— Problem details —
Read through the entries below and return each line with the word "this".

[Saved data entries]
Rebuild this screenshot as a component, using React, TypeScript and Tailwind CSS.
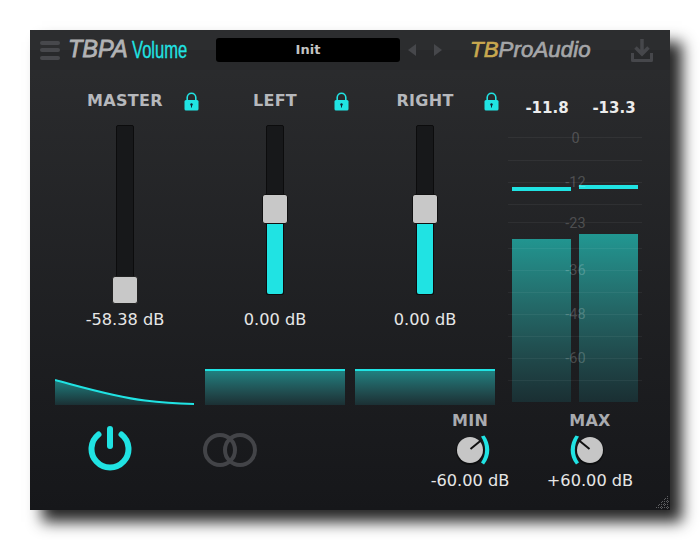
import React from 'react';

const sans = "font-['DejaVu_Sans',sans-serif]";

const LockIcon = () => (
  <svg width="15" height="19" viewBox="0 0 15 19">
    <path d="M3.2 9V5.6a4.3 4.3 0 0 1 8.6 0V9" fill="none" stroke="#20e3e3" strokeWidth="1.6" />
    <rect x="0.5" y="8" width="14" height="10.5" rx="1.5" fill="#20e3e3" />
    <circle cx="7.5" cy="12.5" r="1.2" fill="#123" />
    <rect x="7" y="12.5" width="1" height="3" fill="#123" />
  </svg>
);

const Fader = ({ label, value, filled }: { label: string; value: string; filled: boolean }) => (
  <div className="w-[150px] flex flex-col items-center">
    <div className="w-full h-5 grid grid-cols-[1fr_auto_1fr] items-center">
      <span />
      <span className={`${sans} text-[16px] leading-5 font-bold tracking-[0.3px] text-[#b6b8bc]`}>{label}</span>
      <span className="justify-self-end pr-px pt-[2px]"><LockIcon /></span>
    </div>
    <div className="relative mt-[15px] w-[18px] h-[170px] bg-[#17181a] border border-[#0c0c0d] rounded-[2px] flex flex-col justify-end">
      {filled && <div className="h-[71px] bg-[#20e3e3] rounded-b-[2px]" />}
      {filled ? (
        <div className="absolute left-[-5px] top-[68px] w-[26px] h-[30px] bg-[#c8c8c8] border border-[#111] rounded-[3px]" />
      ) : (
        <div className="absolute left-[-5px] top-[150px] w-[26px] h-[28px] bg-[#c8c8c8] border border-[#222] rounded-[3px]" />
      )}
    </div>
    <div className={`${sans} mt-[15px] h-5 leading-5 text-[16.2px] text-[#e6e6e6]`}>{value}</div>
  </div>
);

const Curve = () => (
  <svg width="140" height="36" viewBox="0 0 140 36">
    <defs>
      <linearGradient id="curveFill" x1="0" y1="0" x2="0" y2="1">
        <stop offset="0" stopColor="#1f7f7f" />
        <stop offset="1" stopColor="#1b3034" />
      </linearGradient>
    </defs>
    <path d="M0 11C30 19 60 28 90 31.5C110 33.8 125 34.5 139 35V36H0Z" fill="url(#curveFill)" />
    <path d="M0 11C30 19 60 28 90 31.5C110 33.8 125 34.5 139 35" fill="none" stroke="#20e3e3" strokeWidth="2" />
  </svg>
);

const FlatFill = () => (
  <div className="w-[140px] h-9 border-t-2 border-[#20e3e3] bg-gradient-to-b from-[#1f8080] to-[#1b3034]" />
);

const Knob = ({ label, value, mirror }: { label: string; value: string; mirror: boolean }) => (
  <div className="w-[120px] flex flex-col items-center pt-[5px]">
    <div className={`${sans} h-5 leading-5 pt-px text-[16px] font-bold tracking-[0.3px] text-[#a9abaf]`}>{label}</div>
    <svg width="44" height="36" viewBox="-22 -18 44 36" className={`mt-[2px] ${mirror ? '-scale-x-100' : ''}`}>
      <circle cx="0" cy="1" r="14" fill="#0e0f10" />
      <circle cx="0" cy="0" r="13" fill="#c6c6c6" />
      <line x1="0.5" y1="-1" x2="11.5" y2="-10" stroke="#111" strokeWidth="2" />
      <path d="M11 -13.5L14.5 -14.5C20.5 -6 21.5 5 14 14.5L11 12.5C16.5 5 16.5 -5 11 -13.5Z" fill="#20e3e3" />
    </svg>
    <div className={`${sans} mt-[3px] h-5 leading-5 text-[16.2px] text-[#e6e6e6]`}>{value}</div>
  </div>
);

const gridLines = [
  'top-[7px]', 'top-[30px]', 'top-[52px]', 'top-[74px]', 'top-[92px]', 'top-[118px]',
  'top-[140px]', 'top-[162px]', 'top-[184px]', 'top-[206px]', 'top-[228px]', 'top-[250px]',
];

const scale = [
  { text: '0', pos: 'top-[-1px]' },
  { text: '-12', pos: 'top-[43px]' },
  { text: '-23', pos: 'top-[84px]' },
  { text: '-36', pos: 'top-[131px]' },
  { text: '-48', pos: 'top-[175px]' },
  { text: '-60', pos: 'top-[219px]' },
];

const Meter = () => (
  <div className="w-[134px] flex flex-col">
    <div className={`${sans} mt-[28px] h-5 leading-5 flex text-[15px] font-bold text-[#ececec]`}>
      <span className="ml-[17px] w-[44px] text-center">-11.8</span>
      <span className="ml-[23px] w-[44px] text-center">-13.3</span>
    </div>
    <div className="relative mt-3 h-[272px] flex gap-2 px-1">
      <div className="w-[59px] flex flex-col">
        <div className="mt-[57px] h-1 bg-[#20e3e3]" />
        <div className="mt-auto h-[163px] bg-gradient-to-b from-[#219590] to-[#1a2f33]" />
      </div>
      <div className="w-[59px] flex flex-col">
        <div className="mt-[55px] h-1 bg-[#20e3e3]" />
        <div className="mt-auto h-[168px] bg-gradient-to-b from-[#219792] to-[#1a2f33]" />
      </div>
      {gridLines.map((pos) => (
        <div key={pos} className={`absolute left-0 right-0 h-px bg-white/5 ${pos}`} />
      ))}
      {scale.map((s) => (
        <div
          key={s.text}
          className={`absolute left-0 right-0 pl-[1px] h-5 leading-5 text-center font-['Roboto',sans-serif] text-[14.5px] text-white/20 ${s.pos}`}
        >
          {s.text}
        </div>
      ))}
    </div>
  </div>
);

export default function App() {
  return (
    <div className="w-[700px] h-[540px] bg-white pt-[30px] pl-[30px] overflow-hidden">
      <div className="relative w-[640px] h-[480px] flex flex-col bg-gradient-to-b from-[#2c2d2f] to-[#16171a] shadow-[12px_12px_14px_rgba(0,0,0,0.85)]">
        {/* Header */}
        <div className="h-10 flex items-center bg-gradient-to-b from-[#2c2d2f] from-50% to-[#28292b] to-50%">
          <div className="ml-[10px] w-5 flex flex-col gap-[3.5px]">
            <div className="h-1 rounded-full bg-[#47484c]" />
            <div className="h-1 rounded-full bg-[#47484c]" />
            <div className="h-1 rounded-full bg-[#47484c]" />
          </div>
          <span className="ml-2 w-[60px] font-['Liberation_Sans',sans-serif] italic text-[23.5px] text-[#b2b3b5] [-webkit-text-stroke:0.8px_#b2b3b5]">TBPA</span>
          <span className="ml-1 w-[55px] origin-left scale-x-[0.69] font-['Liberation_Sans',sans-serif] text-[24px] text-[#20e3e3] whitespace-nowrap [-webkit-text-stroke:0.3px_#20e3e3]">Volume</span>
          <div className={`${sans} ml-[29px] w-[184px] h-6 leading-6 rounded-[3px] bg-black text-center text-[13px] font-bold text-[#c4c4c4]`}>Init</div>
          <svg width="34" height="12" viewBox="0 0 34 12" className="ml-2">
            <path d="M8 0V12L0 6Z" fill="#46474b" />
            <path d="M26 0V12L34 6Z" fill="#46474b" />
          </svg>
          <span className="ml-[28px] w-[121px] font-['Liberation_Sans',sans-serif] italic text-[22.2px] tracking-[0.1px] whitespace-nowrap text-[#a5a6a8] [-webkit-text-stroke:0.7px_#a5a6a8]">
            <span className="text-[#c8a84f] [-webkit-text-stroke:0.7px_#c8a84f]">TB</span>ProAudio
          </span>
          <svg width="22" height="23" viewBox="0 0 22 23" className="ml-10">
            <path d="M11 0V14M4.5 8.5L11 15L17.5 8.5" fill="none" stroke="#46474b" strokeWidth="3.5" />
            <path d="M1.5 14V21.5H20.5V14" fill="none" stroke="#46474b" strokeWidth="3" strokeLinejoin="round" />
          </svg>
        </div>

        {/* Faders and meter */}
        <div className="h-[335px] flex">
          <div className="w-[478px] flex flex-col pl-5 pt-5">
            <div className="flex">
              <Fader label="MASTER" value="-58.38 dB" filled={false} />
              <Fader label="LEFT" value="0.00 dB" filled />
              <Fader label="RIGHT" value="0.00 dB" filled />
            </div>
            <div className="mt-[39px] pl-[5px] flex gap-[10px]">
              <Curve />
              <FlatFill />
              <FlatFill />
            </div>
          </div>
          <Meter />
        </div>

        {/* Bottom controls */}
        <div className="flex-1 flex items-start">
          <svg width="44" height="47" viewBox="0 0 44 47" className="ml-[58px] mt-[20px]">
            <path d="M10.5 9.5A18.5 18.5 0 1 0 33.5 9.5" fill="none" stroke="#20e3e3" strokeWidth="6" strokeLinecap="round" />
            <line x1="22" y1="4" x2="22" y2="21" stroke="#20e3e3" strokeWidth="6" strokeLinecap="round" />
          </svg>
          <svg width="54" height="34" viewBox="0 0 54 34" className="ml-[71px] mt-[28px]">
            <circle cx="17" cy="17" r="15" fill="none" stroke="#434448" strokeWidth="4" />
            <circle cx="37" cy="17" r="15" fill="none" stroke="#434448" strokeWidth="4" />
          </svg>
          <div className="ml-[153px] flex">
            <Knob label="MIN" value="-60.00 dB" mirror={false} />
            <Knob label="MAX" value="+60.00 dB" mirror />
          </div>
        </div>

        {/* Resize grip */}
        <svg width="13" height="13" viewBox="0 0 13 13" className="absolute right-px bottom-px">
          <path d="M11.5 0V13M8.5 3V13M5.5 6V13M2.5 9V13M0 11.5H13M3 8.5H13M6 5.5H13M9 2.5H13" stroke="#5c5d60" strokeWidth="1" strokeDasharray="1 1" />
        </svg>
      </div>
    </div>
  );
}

==

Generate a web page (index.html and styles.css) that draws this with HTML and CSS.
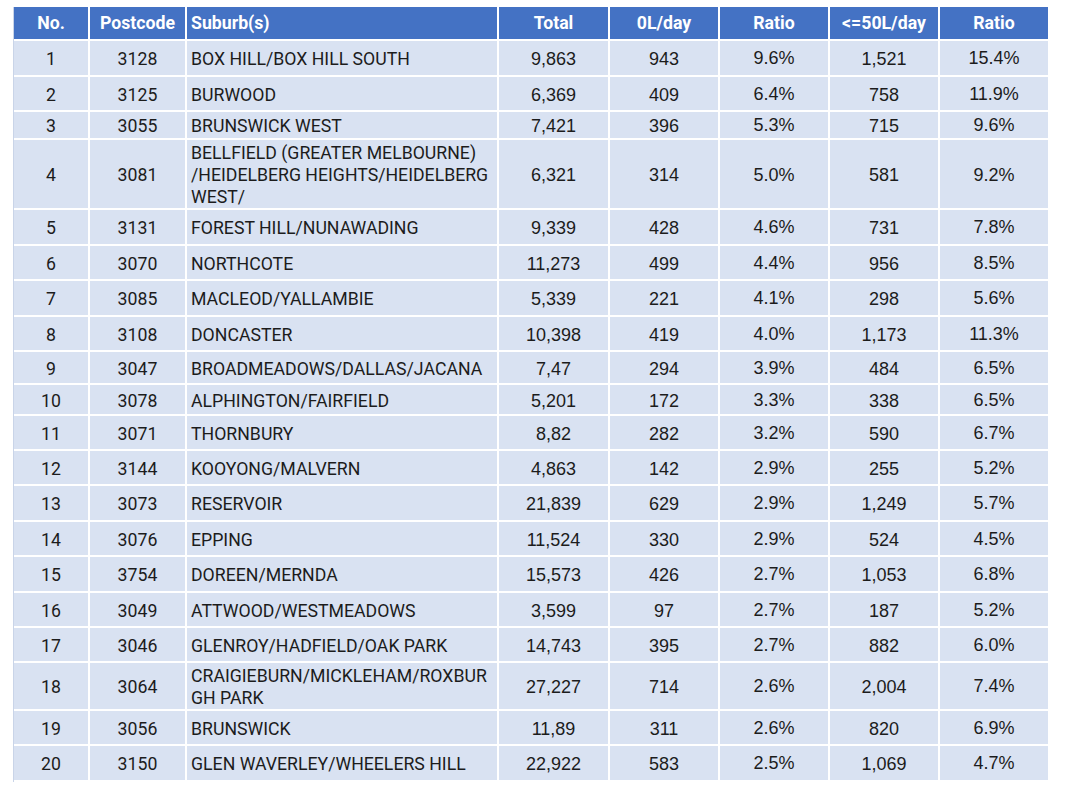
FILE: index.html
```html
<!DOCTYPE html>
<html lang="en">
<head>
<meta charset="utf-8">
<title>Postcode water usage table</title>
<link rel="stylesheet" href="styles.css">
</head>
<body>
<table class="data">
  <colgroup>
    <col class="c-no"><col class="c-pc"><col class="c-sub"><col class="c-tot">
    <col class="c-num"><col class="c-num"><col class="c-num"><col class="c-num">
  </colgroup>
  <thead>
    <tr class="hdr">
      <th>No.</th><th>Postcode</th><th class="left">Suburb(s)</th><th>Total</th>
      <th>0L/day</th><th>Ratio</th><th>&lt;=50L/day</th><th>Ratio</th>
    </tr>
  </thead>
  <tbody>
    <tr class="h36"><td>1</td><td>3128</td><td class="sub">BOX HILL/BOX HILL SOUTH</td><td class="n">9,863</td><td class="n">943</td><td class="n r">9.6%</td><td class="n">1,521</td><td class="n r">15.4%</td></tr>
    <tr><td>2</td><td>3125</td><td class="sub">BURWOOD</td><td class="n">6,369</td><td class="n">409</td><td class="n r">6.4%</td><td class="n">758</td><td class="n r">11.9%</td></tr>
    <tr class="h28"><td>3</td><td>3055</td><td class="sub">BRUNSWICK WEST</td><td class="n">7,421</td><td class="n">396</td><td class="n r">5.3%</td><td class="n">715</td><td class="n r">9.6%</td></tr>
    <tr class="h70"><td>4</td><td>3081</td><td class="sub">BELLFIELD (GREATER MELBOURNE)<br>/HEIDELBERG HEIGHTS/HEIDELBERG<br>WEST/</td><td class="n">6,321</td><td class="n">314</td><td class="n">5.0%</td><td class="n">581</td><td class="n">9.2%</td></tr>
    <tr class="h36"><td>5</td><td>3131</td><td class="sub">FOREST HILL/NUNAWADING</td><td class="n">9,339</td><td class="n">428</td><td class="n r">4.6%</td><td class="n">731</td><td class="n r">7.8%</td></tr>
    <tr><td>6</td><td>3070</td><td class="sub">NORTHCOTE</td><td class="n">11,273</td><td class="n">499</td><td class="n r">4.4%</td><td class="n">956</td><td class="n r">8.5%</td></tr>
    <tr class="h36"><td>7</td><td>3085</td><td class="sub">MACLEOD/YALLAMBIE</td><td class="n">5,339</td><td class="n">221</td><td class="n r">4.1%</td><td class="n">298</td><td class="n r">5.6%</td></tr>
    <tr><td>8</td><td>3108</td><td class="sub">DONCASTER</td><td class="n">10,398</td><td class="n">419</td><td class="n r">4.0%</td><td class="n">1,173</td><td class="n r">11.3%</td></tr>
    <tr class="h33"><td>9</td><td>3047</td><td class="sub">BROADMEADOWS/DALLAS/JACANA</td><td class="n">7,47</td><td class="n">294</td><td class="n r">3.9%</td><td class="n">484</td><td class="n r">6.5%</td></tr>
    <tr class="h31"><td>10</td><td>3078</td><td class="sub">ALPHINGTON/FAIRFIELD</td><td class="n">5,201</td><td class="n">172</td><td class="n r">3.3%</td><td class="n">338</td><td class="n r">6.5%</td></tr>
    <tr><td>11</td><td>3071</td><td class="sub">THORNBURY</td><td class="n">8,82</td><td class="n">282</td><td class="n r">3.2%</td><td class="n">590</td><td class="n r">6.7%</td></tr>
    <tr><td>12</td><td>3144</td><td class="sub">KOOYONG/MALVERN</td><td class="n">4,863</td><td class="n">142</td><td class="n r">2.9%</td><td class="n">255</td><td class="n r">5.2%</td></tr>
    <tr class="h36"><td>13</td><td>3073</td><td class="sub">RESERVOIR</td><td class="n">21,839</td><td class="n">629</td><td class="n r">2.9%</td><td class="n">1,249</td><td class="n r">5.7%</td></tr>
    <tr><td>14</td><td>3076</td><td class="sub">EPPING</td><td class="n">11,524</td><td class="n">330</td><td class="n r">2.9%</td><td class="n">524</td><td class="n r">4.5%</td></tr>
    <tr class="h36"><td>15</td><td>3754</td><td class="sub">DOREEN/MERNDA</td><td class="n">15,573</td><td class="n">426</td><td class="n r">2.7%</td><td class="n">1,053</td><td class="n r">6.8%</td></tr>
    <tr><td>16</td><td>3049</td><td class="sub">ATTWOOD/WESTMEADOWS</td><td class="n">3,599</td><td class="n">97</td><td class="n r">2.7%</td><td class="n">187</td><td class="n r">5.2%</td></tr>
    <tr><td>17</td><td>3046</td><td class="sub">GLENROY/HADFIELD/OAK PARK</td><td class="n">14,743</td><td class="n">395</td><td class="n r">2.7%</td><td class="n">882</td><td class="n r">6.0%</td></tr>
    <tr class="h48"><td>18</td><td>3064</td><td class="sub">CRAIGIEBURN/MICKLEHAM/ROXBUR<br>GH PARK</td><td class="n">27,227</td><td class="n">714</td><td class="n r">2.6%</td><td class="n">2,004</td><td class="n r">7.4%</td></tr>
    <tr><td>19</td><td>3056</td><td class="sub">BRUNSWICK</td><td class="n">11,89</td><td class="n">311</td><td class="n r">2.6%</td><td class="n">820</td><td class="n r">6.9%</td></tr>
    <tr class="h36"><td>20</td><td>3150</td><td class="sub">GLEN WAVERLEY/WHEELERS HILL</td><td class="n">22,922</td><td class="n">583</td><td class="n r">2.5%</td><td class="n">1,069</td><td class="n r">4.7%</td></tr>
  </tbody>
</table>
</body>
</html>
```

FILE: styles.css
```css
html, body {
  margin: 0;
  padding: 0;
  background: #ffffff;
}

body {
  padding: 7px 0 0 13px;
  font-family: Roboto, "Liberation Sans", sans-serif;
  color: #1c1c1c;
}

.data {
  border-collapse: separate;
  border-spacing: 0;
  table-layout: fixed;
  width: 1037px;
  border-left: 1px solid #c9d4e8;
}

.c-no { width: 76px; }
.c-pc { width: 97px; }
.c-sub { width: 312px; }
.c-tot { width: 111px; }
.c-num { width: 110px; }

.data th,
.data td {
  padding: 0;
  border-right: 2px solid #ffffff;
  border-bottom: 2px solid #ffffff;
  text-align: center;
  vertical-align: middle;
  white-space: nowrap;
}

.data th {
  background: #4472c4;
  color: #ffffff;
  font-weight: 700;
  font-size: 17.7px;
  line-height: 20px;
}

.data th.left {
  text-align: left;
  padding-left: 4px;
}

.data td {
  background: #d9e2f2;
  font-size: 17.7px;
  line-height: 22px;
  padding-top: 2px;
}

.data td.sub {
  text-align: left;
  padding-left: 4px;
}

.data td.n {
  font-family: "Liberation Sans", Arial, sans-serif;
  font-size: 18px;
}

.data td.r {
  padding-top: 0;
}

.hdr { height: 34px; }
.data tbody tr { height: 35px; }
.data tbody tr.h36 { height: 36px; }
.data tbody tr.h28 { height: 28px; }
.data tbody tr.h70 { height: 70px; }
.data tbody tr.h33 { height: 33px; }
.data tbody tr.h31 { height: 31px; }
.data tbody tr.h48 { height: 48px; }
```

--

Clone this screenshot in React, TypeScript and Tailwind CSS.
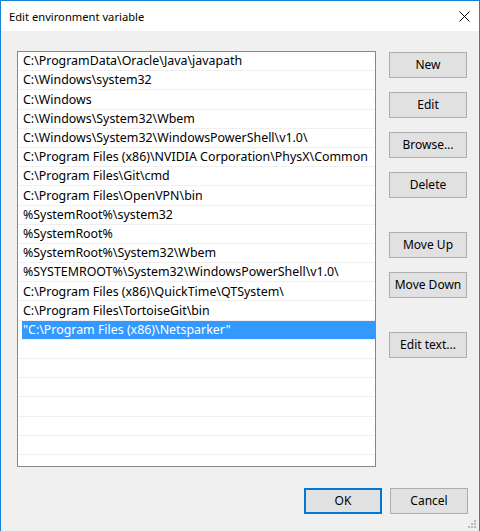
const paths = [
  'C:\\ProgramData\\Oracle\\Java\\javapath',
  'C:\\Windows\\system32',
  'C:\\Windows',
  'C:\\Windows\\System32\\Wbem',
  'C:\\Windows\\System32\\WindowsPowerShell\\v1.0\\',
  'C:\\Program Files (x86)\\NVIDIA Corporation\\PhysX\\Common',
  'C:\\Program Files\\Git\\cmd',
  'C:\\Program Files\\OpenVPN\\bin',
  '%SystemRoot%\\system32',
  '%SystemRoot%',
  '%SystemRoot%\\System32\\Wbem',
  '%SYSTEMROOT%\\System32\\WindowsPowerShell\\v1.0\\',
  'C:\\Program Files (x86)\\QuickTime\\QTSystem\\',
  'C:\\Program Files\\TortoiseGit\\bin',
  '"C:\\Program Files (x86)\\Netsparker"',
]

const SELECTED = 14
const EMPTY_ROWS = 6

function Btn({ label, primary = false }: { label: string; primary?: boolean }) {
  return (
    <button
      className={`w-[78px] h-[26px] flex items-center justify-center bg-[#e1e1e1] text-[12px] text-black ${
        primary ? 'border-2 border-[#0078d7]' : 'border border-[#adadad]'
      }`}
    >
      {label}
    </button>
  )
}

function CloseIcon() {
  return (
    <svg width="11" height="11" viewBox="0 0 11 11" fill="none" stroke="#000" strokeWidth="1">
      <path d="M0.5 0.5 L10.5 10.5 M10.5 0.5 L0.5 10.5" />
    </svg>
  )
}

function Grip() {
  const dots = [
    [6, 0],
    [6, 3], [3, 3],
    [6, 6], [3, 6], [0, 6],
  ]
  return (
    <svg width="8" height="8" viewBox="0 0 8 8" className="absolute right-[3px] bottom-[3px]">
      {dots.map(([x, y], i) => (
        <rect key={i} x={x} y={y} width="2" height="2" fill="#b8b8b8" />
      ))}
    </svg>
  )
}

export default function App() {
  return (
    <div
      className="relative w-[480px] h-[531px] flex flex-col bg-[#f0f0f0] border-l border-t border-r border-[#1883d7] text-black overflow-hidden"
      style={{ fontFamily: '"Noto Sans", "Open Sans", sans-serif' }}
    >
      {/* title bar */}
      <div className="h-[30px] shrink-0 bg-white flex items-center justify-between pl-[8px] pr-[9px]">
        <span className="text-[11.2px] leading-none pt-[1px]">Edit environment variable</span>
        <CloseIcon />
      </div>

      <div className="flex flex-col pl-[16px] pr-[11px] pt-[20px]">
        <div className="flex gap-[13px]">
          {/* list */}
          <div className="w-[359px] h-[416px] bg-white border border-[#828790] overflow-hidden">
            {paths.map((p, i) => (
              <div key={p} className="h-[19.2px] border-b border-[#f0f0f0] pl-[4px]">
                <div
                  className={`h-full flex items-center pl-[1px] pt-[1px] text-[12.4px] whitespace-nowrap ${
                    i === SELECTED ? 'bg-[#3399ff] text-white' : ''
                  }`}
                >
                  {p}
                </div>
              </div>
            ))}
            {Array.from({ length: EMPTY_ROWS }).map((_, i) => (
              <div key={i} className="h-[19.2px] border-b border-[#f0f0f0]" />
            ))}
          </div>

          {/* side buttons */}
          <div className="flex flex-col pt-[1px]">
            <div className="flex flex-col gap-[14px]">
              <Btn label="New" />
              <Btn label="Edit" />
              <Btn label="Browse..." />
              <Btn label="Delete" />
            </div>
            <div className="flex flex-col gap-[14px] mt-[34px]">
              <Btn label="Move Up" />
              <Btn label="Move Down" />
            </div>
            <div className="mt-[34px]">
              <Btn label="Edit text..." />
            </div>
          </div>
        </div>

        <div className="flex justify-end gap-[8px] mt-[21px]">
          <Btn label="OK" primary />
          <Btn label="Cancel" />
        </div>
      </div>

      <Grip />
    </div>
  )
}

— Exercise answer —
Rebuild this screenshot as a component, using React, TypeScript and Tailwind CSS.
Generate a web page (index.html and styles.css) that draws this with HTML and CSS.
Clone this screenshot in React, TypeScript and Tailwind CSS.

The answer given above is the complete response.